Memphis doesn't lack for good food, from home cooking to ethnic specialties to fine dining. But even among the latter, Erling Jensen: The Restaurant stands out.
For more than 10 years the Dane who could cook anywhere but has chosen to stay in Memphis has owned and operated his upscale restaurant in East Memphis. Despite the pricey menu and the details (down to a doorman who's handy with an umbrella), the place manages to exude warmth and comfort while the kitchen turns out exceptional haute cuisine.
Did I say pricey? Well, it is, although it's easy these days to pay as much in restaurants that aren't nearly as innovative or thoughtful as Erling's. But here's a deal you might not know about: The Friday night wine dinners.
Each Friday, $75 delivers four courses with five wines to the savvy diner who knows when to show up. The menu changes weekly; the dinners are partly to give Jensen and chef Karen Roth (formerly Noriega) the opportunity to try out new dishes. Some will find their way to the regular menu, some won't.
Is $75 an inexpensive dinner? Of course not. But it is a value at Erling's.
We dined there recently and enjoyed -- really, savored is a better word -- every bite. We started with cocktails and our server was watchful but never intrusive as she gave us time to sip our drinks before she started serving from the menu. She delivered the amusette, a tiny halibut tart, in perfect time, along with a glass of sauvignon blanc.
I immensely appreciated that the same pace continued through the evening. Not long ago we went out to a different restaurant for a weekday meal, were whisked in and out in an hour and 15 minutes, and spent $120. The food was good, but you need a bit of an experience, too, when you're dropping serious money on dinner.

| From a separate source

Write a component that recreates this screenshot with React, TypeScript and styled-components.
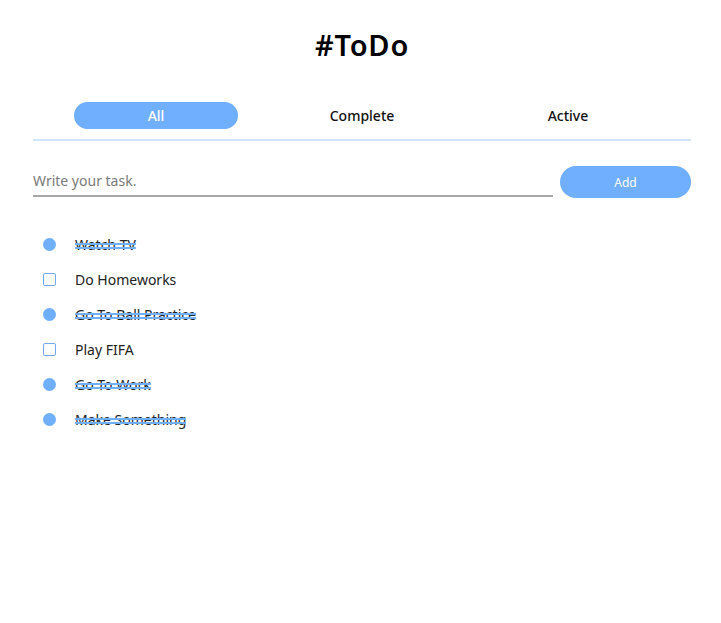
import React, { useState } from "react";
import styled, { createGlobalStyle } from "styled-components";

const Global = createGlobalStyle`
  html, body { margin: 0; padding: 0; background: #fff; }
  body { font-family: "Noto Sans", "Open Sans", sans-serif; color: #1e1e1e; }
`;

const BLUE = "#70aefe";

const Page = styled.div`
  margin: 0 30px 0 33px;
  display: flex;
  flex-direction: column;
`;

const Title = styled.h1`
  margin: 26px 0 0;
  text-align: center;
  font-size: 29px;
  font-weight: 600;
  letter-spacing: 0.8px;
  line-height: 38px;
  color: #000;
`;

const Tabs = styled.div`
  margin-top: 38px;
  display: flex;
  padding: 0 20px 10px;
  border-bottom: 2px solid #d2e5fc;
`;

const Tab = styled.button<{ $active?: boolean }>`
  flex: 1;
  display: flex;
  justify-content: center;
  background: none;
  border: none;
  padding: 0;
  cursor: pointer;
  font-family: inherit;
  span {
    width: 80%;
    height: 27px;
    line-height: 27px;
    border-radius: 14px;
    font-size: 14px;
    font-weight: 500;
    color: ${(p) => (p.$active ? "#fff" : "#111")};
    background: ${(p) => (p.$active ? BLUE : "transparent")};
  }
`;

const Form = styled.form`
  margin-top: 25px;
  display: flex;
  align-items: flex-end;
  gap: 7px;
`;

const Input = styled.input`
  flex: 1;
  border: none;
  border-bottom: 2px solid #a6a6a6;
  outline: none;
  font-family: inherit;
  font-size: 14px;
  padding: 0 0 2px;
  height: 26px;
  color: #222;
  &::placeholder { color: #7a7a7a; }
`;

const AddButton = styled.button`
  width: 131px;
  height: 32px;
  border: none;
  border-radius: 16px;
  background: ${BLUE};
  color: #fff;
  font-family: inherit;
  font-size: 12px;
  cursor: pointer;
  margin-bottom: -1px;
`;

const List = styled.ul`
  list-style: none;
  margin: 30px 0 0;
  padding: 0 0 0 10px;
  display: flex;
  flex-direction: column;
`;

const Item = styled.li`
  height: 35px;
  display: flex;
  align-items: center;
  gap: 19px;
`;

const Dot = styled.span`
  width: 13px;
  height: 13px;
  border-radius: 50%;
  background: ${BLUE};
  flex-shrink: 0;
`;

const Box = styled.span`
  width: 11px;
  height: 11px;
  border: 1px solid #74a9ee;
  border-radius: 2px;
  background: #fff;
  flex-shrink: 0;
`;

const Label = styled.span<{ $done?: boolean }>`
  position: relative;
  font-size: 14px;
  line-height: 19px;
  color: #222;
  &::after {
    content: "";
    display: ${(p) => (p.$done ? "block" : "none")};
    position: absolute;
    left: 0;
    right: 0;
    top: 8px;
    height: 1.5px;
    border-top: 2px solid ${BLUE};
    border-bottom: 2px solid ${BLUE};
  }
`;

const todos = [
  { text: "Watch TV", done: true },
  { text: "Do Homeworks", done: false },
  { text: "Go To Ball Practice", done: true },
  { text: "Play FIFA", done: false },
  { text: "Go To Work", done: true },
  { text: "Make Something", done: true },
];

export default function App() {
  const [tab, setTab] = useState("All");
  return (
    <>
      <Global />
      <Page>
        <Title>#ToDo</Title>
        <Tabs>
          {["All", "Complete", "Active"].map((t) => (
            <Tab key={t} $active={tab === t} onClick={() => setTab(t)}>
              <span>{t}</span>
            </Tab>
          ))}
        </Tabs>
        <Form onSubmit={(e) => e.preventDefault()}>
          <Input placeholder="Write your task." />
          <AddButton type="submit">Add</AddButton>
        </Form>
        <List>
          {todos.map((t) => (
            <Item key={t.text}>
              {t.done ? <Dot /> : <Box />}
              <Label $done={t.done}>{t.text}</Label>
            </Item>
          ))}
        </List>
      </Page>
    </>
  );
}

Erling's delivers. We were there nearly three hours, although admittedly we could've shortened our visit had I not been so curious about the wines. Bobby Maupin with Southwestern Distributors and Erling's wine manager John Condy selected an interesting lineup of mostly California wines for the dinner, and Maupin made his way from table to table to answer questions.
I was ready with them every time he came around, and he and Condy both graciously spent time explaining their choices.
The first course, a sauteed walleyed pike with spicy Thai-style green mango slaw, brought a delicate yet crisp piece of fish -- skin still attached -- with the slightly sweet yet sprightly tangle of slaw. The duck salad with arugula and essence of mint was eye-opening: Arugula and mint were grown for each other, just as arugula and pinot noir were meant to be together. It was innovative and divine; the peppery, earthy arugula bridging the wine and the mint sauce.
Although the portions were moderate -- it's four courses, after all, and they should be -- the herb-encrusted buffalo tenderloin with gnocchi and a foie gras-laced demi-glace (yes, it's a mouthful in more ways than one) was so hearty that half of it ended up in a to-go box.
I've never tasted buffalo as tender. I used my knife, but it wasn't necessary. (By the way, don't be put off by all the silverware on the table when you sit for dinner; the server will place the correct one next to your plate when he or she brings your dish.) The meat was deeply flavored; the depth intensified by the lush demi-glace.
Still, we managed room for dessert, which was more like three desserts. The darkest, richest bittersweet chocolate tart anchored one end of the platter, grilled peaches were in the center, and a scoop of homemade vanilla ice cream tried to pool in the other end. (Foil the pooling -- eat it!) Again, the to-go box was needed.
Roth's kitchen instincts are uncannily like Erling's. The food is not simple, but it's uncluttered and flavors shine on their own while they complement each other. Condy's wine list is extensive, with a vast range in selection and price.
If you've eaten at Erling's, you know it's an experience. If you haven't, you need to set aside a Friday night to give it a try.
Erling Jensen: The Restaurant
Address: 1044 S. Yates
Telephone: (901) 763-3700
Hours: 5-10 p.m. nightly
Handicapped access: Yes
Alcoholic beverages: Full bar; extensive wine list.
Dress: You can pull out the real jewels if you want, or you can dress down to business casual. Most men are in jackets, though they're not required.
What's hot: Friday night wine dinners.